From horses, jeeps, armored cars, tanks and planes, there are plenty of vehicular choices to no surprise. I did enjoy being in cars and tanks switching seats easily to get a better vantage point of scoring kills. The tanks however are a bit overpowered during the beta as the anti-tank options offered are not good. This is more of an issue in Rush due to the smaller nature of it where a tank can dominate a capture point if players struggle to take it out. At some point during Conquest matches, an armored train spawns for the losing team to have a chance of coming back. This is similar to the zeppelin in the map offered in the E3 build and closed alpha in June. Planes have been fine even though I have a better time controlling them in Star Wars Battlefront than Battlefield 1.
As expected, Battlefield 1 looks amazing so far on maxed out PCs and consoles. Performance stays consistent throughout the matches at 60 fps on consoles and likely more on PCs. The gas cloud and sandstorm effects are also top notch. Gas masks actually be useful in those situations are nice to see even though you can only hip fire weapons. Every time I see the sandstorm in the map, I hum that Darude song and not ashamed to admit that. The sounds of combat in an older era are also refreshing to hear in this game as well.

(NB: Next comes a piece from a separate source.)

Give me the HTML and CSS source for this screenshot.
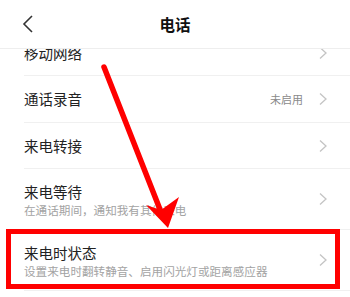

We’re just a few weeks away from Battlefield 1’s launch and the open beta left a great impression on me. The tanks could use some tweaking for balancing reasons, but it could be also players not knowing what to do against them. At the end of the day, it still plays like Battlefield, but taking the franchise to World War 1 was a great decision. DICE had to stand out from the rest of the modern and futuristic shooters. Players that feel fatigued by that alone may give Battlefield 1 the edge this holiday season. We’ll see however if the complete package is the real deal with a solid campaign, something DICE still struggles at, and multiplayer that players are still having fun months after it’s launch.